Freelance Directly for Clients

You don’t need a freelance platform to freelance. If you can write, edit photos, design graphics, build websites, edit videos, or manage social media, you can find clients by reaching out directly to small businesses, content creators, or local organizations. A simple portfolio site showing your work (even sample projects you created for practice) is enough to get started.

Social media itself is a client-finding tool. Posting your work on Instagram, TikTok, or X and tagging relevant hashtags can attract paying clients. Many small business owners actively look for affordable help with tasks like creating short-form video content, designing Instagram posts, or writing product descriptions. Starting rates for teen freelancers typically range from $15 to $50 per project depending on the task, but skilled designers and video editors can charge more as they build a portfolio.

Start a YouTube Channel or TikTok

Content creation is one of the highest-ceiling options for a 16-year-old, though it takes time to build an audience. YouTube’s Partner Program requires 1,000 subscribers and 4,000 watch hours (or 10 million Shorts views) before you can earn ad revenue. TikTok’s Creator Rewards Program requires 10,000 followers. Neither happens overnight, but teens who consistently post in a specific niche, whether it’s gaming, study tips, tech reviews, cooking, or comedy, can reach those thresholds within several months.

YouTube allows users 13 and older to create channels with parental consent. TikTok allows accounts for users 13 and up, though some features are restricted until 18. Revenue payments typically go through a parent’s linked account for creators under 18.

Even before you hit monetization thresholds, a growing channel opens doors to brand sponsorships. Companies regularly pay creators with smaller followings (sometimes just a few thousand followers) to feature products, especially in niches like school supplies, tech accessories, skincare, or apps.

Offer Tutoring or Lessons

If you’re strong in a school subject, a musical instrument, a language, or a skill like coding, online tutoring is a practical way to earn $15 to $30 per hour. You can tutor younger students through video calls using Zoom or Google Meet.
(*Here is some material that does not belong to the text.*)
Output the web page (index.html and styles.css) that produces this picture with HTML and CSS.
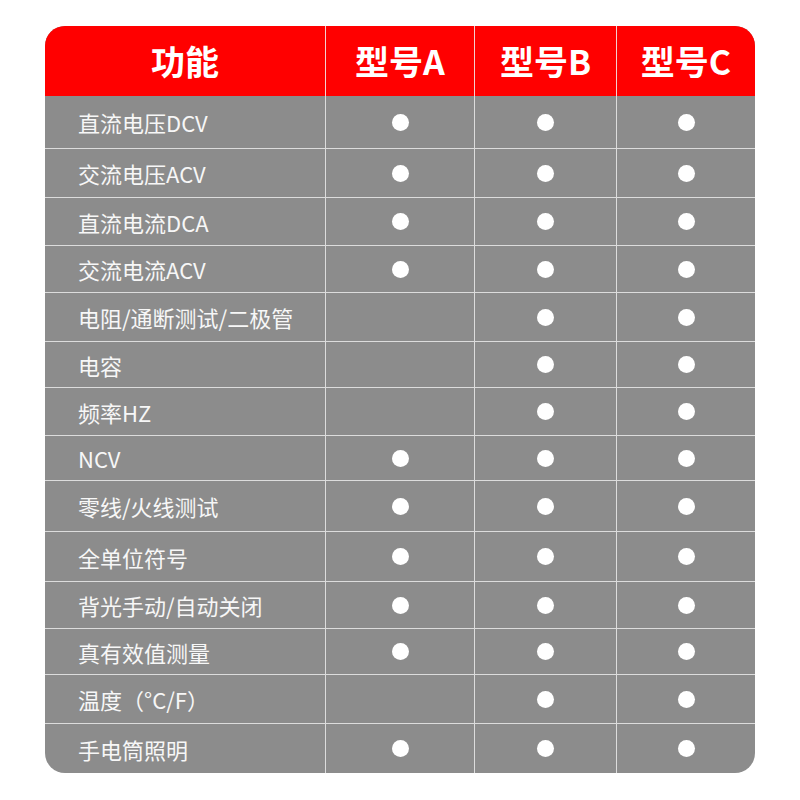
FILE: index.html
```html
<!DOCTYPE html>
<html lang="zh-CN">
<head>
<meta charset="utf-8">
<title>功能对比</title>
<link rel="stylesheet" href="styles.css">
</head>
<body>
<div class="table">
  <div class="hcell first">功能</div>
  <div class="hcell">型号A</div>
  <div class="hcell">型号B</div>
  <div class="hcell">型号C</div>

  <div class="cell label">直流电压DCV</div><div class="cell"><span class="dot"></span></div><div class="cell"><span class="dot"></span></div><div class="cell"><span class="dot"></span></div>
  <div class="cell label">交流电压ACV</div><div class="cell"><span class="dot"></span></div><div class="cell"><span class="dot"></span></div><div class="cell"><span class="dot"></span></div>
  <div class="cell label">直流电流DCA</div><div class="cell"><span class="dot"></span></div><div class="cell"><span class="dot"></span></div><div class="cell"><span class="dot"></span></div>
  <div class="cell label">交流电流ACV</div><div class="cell"><span class="dot"></span></div><div class="cell"><span class="dot"></span></div><div class="cell"><span class="dot"></span></div>
  <div class="cell label">电阻/通断测试/二极管</div><div class="cell"></div><div class="cell"><span class="dot"></span></div><div class="cell"><span class="dot"></span></div>
  <div class="cell label">电容</div><div class="cell"></div><div class="cell"><span class="dot"></span></div><div class="cell"><span class="dot"></span></div>
  <div class="cell label">频率HZ</div><div class="cell"></div><div class="cell"><span class="dot"></span></div><div class="cell"><span class="dot"></span></div>
  <div class="cell label">NCV</div><div class="cell"><span class="dot"></span></div><div class="cell"><span class="dot"></span></div><div class="cell"><span class="dot"></span></div>
  <div class="cell label">零线/火线测试</div><div class="cell"><span class="dot"></span></div><div class="cell"><span class="dot"></span></div><div class="cell"><span class="dot"></span></div>
  <div class="cell label">全单位符号</div><div class="cell"><span class="dot"></span></div><div class="cell"><span class="dot"></span></div><div class="cell"><span class="dot"></span></div>
  <div class="cell label">背光手动/自动关闭</div><div class="cell"><span class="dot"></span></div><div class="cell"><span class="dot"></span></div><div class="cell"><span class="dot"></span></div>
  <div class="cell label">真有效值测量</div><div class="cell"><span class="dot"></span></div><div class="cell"><span class="dot"></span></div><div class="cell"><span class="dot"></span></div>
  <div class="cell label">温度（°C/F）</div><div class="cell"></div><div class="cell"><span class="dot"></span></div><div class="cell"><span class="dot"></span></div>
  <div class="cell label">手电筒照明</div><div class="cell"><span class="dot"></span></div><div class="cell"><span class="dot"></span></div><div class="cell"><span class="dot"></span></div>
</div>
</body>
</html>
```
FILE: styles.css
```css
html, body {
  margin: 0;
  padding: 0;
  background: #ffffff;
}
body {
  padding: 26px 0 0 45px;
  font-family: "Noto Sans CJK SC", "Noto Sans", sans-serif;
}
.table {
  width: 710px;
  display: grid;
  grid-template-columns: 280px 149px 142px 139px;
  grid-template-rows: 70px 52px 49px 48px 47px 49px 46px 48px 45px 51px 50px 47px 46px 49px 50px;
  border-radius: 20px;
  overflow: hidden;
  background: #8c8c8c;
}
.hcell {
  box-sizing: border-box;
  background: #ff0000;
  color: #ffffff;
  font-weight: 700;
  font-size: 34px;
  display: flex;
  align-items: center;
  justify-content: center;
  border-left: 1px solid #f3d0d0;
  padding-bottom: 1px;
}
.hcell.first {
  border-left: none;
}
.cell {
  box-sizing: border-box;
  display: flex;
  align-items: center;
  justify-content: center;
  border-left: 1px solid #dcdcdc;
  border-top: 1px solid #dcdcdc;
  color: #f7f7f7;
  font-size: 22px;
}
.table > .cell:nth-child(-n+8) {
  border-top: none;
}
.cell.label {
  border-left: none;
  justify-content: flex-start;
  padding-left: 33px;
}
.dot {
  width: 17px;
  height: 17px;
  border-radius: 50%;
  background: #ffffff;
}
```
Parents of middle schoolers and elementary students are often happy to hire a high schooler at a lower rate than a professional tutor.

Advertise through neighborhood Facebook groups, Nextdoor, your school community, or word of mouth. You don’t need a formal platform, and scheduling is flexible around your own school workload.
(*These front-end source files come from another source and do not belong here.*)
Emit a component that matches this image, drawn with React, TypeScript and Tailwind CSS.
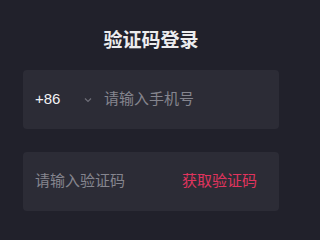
import React from "react";

export default function App() {
  return (
    <div
      className="w-[320px] h-[240px] bg-[#21212b] overflow-hidden"
      style={{ fontFamily: '"Liberation Sans", "Noto Sans CJK SC", sans-serif' }}
    >
      <div className="ml-[23px] w-[256px] flex flex-col">
        <div className="pt-[28px] h-[54px] text-center text-[19px] leading-[26px] font-bold text-[#ececee]">
          验证码登录
        </div>
        <div className="mt-[16px] h-[59px] rounded-[4px] bg-[#2c2c36] flex items-center pl-[12px]">
          <span className="text-[15px] text-[#f2f2f4] w-[44px]">+86</span>
          <svg width="8" height="6" viewBox="0 0 8 6" className="ml-[5px]">
            <path d="M1 1.5 L4 4.5 L7 1.5" stroke="#6e6e78" strokeWidth="1.2" fill="none" />
          </svg>
          <span className="ml-[12px] text-[15px] text-[#85858e]">请输入手机号</span>
        </div>
        <div className="mt-[23px] h-[59px] rounded-[4px] bg-[#2c2c36] flex items-center justify-between pl-[12px] pr-[22px]">
          <span className="text-[15px] text-[#85858e]">请输入验证码</span>
          <span className="text-[15px] text-[#e0345e]">获取验证码</span>
        </div>
      </div>
    </div>
  );
}
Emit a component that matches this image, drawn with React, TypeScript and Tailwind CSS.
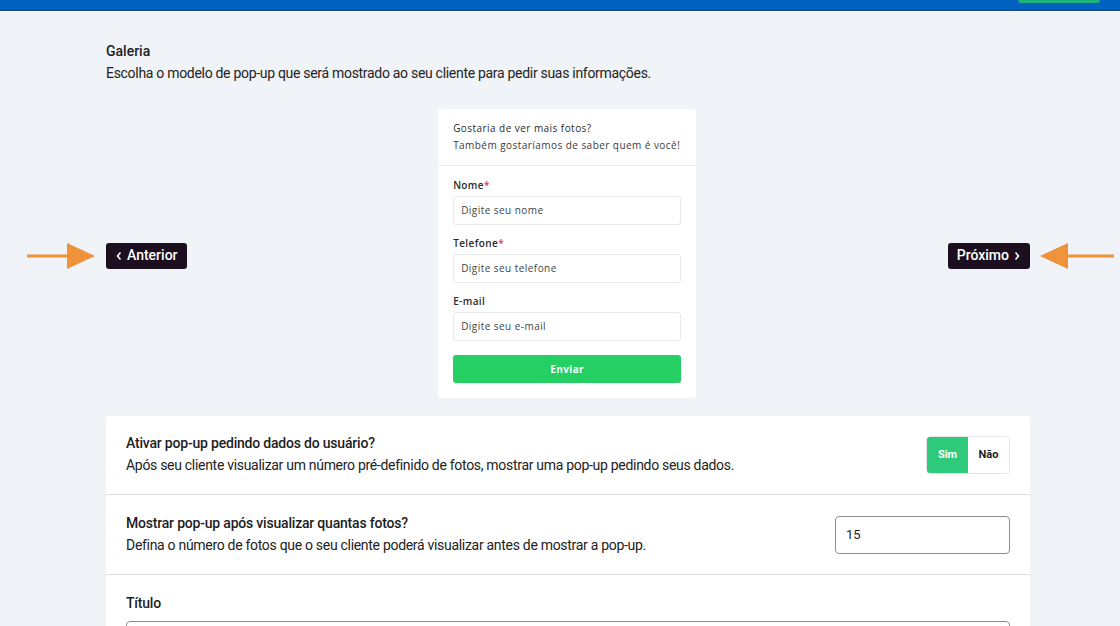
import React from 'react';

const ArrowRight = () => (
  <svg width="68" height="28" viewBox="0 0 68 28" className="shrink-0">
    <rect x="0" y="12.5" width="44" height="3" fill="#ef923a" />
    <polygon points="40,1 68,14 40,27" fill="#ef923a" />
  </svg>
);

const ArrowLeft = () => (
  <svg width="74" height="28" viewBox="0 0 74 28" className="shrink-0">
    <rect x="24" y="12.5" width="50" height="3" fill="#ef923a" />
    <polygon points="28,1 0,14 28,27" fill="#ef923a" />
  </svg>
);

const PreviewField = ({ label, placeholder, required }: { label: string; placeholder: string; required?: boolean }) => (
  <div>
    <div className="text-[10px] font-semibold text-[#2a2a2a] leading-[12px] tracking-[0.4px]">
      {label}
      {required && <span className="text-[#d6336c]">*</span>}
    </div>
    <div className="mt-[5px] h-[29px] rounded-[3px] border border-[#e6e8ec] px-[7px] flex items-center text-[10px] tracking-[0.45px] text-[#444]">
      {placeholder}
    </div>
  </div>
);

export default function App() {
  return (
    <div className="min-h-[626px] bg-[#f0f3f8] font-['Roboto',sans-serif] text-[#1d1d1f] overflow-hidden">
      <div className="h-[11px] bg-[#0262c2] border-b-[2px] border-[#1a4f86] relative">
        <div className="absolute right-[20px] top-0 h-[3px] w-[82px] rounded-b-[3px] bg-[#1fb37c]" />
      </div>

      <div className="w-[924px] ml-[106px] pt-[30px]">
        <h2 className="text-[14px] font-medium leading-[20px] tracking-[0px]">Galeria</h2>
        <p className="mt-[3px] text-[14px] leading-[18px] tracking-[-0.3px] text-[#222]">
          Escolha o modelo de pop-up que será mostrado ao seu cliente para pedir suas informações.
        </p>
      </div>

      <div className="flex items-center mt-[27px]">
        <div className="w-[106px] flex justify-end pr-[11px] pt-[4px]">
          <ArrowRight />
        </div>
        <div className="w-[924px] flex items-center justify-between">
          <button className="h-[26px] px-[9px] rounded-[3px] bg-[#1c0f1f] text-white text-[14px] font-medium flex items-center gap-[4px] mt-[4px]">
            <svg width="8" height="10" viewBox="0 0 8 10"><path d="M5.5 1.5L2.5 5l3 3.5" stroke="white" strokeWidth="1.6" fill="none" /></svg>
            Anterior
          </button>

          <div className="w-[258px] bg-white rounded-[3px] font-['Open_Sans',sans-serif]">
            <div className="px-[15px] pt-[11px] pb-[11px] border-b border-[#e7e9ec]">
              <div className="text-[10px] font-medium leading-[17px] tracking-[0.45px] text-[#2a2a2a]">Gostaria de ver mais fotos?</div>
              <div className="text-[10px] leading-[17px] tracking-[0.45px] text-[#3a3a3a]">Também gostaríamos de saber quem é você!</div>
            </div>
            <div className="px-[15px] pt-[13px] pb-[15px] flex flex-col gap-[12px]">
              <PreviewField label="Nome" placeholder="Digite seu nome" required />
              <PreviewField label="Telefone" placeholder="Digite seu telefone" required />
              <PreviewField label="E-mail" placeholder="Digite seu e-mail" />
              <button className="h-[28px] mt-[2px] rounded-[3px] bg-[#25cf63] text-white text-[10px] font-bold tracking-[0.4px]">Enviar</button>
            </div>
          </div>

          <button className="h-[26px] px-[9px] rounded-[3px] bg-[#1c0f1f] text-white text-[14px] font-medium flex items-center gap-[4px] mt-[4px]">
            Próximo
            <svg width="8" height="10" viewBox="0 0 8 10"><path d="M2.5 1.5L5.5 5l-3 3.5" stroke="white" strokeWidth="1.6" fill="none" /></svg>
          </button>
        </div>
        <div className="pl-[10px] pt-[4px]">
          <ArrowLeft />
        </div>
      </div>

      <div className="w-[924px] ml-[106px] mt-[18px] bg-white rounded-t-[3px]">
        <div className="flex items-center justify-between px-[20px] h-[79px] border-b border-[#dcdfe3]">
          <div className="-mt-[3px]">
            <div className="text-[14px] font-medium leading-[20px] tracking-[-0.2px]">Ativar pop-up pedindo dados do usuário?</div>
            <div className="mt-[3px] text-[14px] leading-[18px] tracking-[-0.3px] text-[#222]">
              Após seu cliente visualizar um número pré-definido de fotos, mostrar uma pop-up pedindo seus dados.
            </div>
          </div>
          <div className="flex h-[38px] rounded-[4px] border border-[#e3e5e8] overflow-hidden">
            <div className="w-[41px] bg-[#2ec97a] text-white text-[11px] font-bold flex items-center justify-center">Sim</div>
            <div className="w-[41px] bg-white text-[#1d1d1f] text-[11px] font-bold flex items-center justify-center">Não</div>
          </div>
        </div>

        <div className="flex items-center justify-between px-[20px] h-[80px] border-b border-[#dcdfe3]">
          <div className="-mt-[3px]">
            <div className="text-[14px] font-medium leading-[20px] tracking-[-0.2px]">Mostrar pop-up após visualizar quantas fotos?</div>
            <div className="mt-[3px] text-[14px] leading-[18px] tracking-[-0.3px] text-[#222]">
              Defina o número de fotos que o seu cliente poderá visualizar antes de mostrar a pop-up.
            </div>
          </div>
          <div className="w-[175px] h-[38px] rounded-[4px] border border-[#8a8d91] px-[10px] flex items-center text-[13px]">15</div>
        </div>

        <div className="px-[20px] pt-[18px] pb-[20px]">
          <div className="text-[14px] font-medium leading-[20px] tracking-[-0.2px]">Título</div>
          <div className="mt-[8px] h-[38px] rounded-[4px] border border-[#8a8d91]" />
        </div>
      </div>
    </div>
  );
}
Complete User Testing and Surveys

Some companies pay people to test websites and apps and share feedback. UserTesting, one of the better-known platforms, does allow minors to participate, but only if a parent or guardian registers on their behalf, provides written and verbal consent, and stays present during every test session. It’s a supervised process, not something you can do independently.

Survey sites like Swagbucks and Survey Junkie accept users as young as 13 or 16 depending on the platform. Pay is modest, often a few dollars per hour of effort. These work best as pocket money rather than a serious income stream. If you’re going to spend time earning online, freelancing or selling products will pay significantly more per hour.

How to Get Paid as a Minor

Getting paid is the part most guides skip over. Many payment processors require users to be 18, so you’ll need a workaround. Several teen-friendly banking apps like Step, Greenlight, and Current let you set up an account with a parent’s involvement and receive direct deposits. These come with a debit card you can use to spend or save your earnings.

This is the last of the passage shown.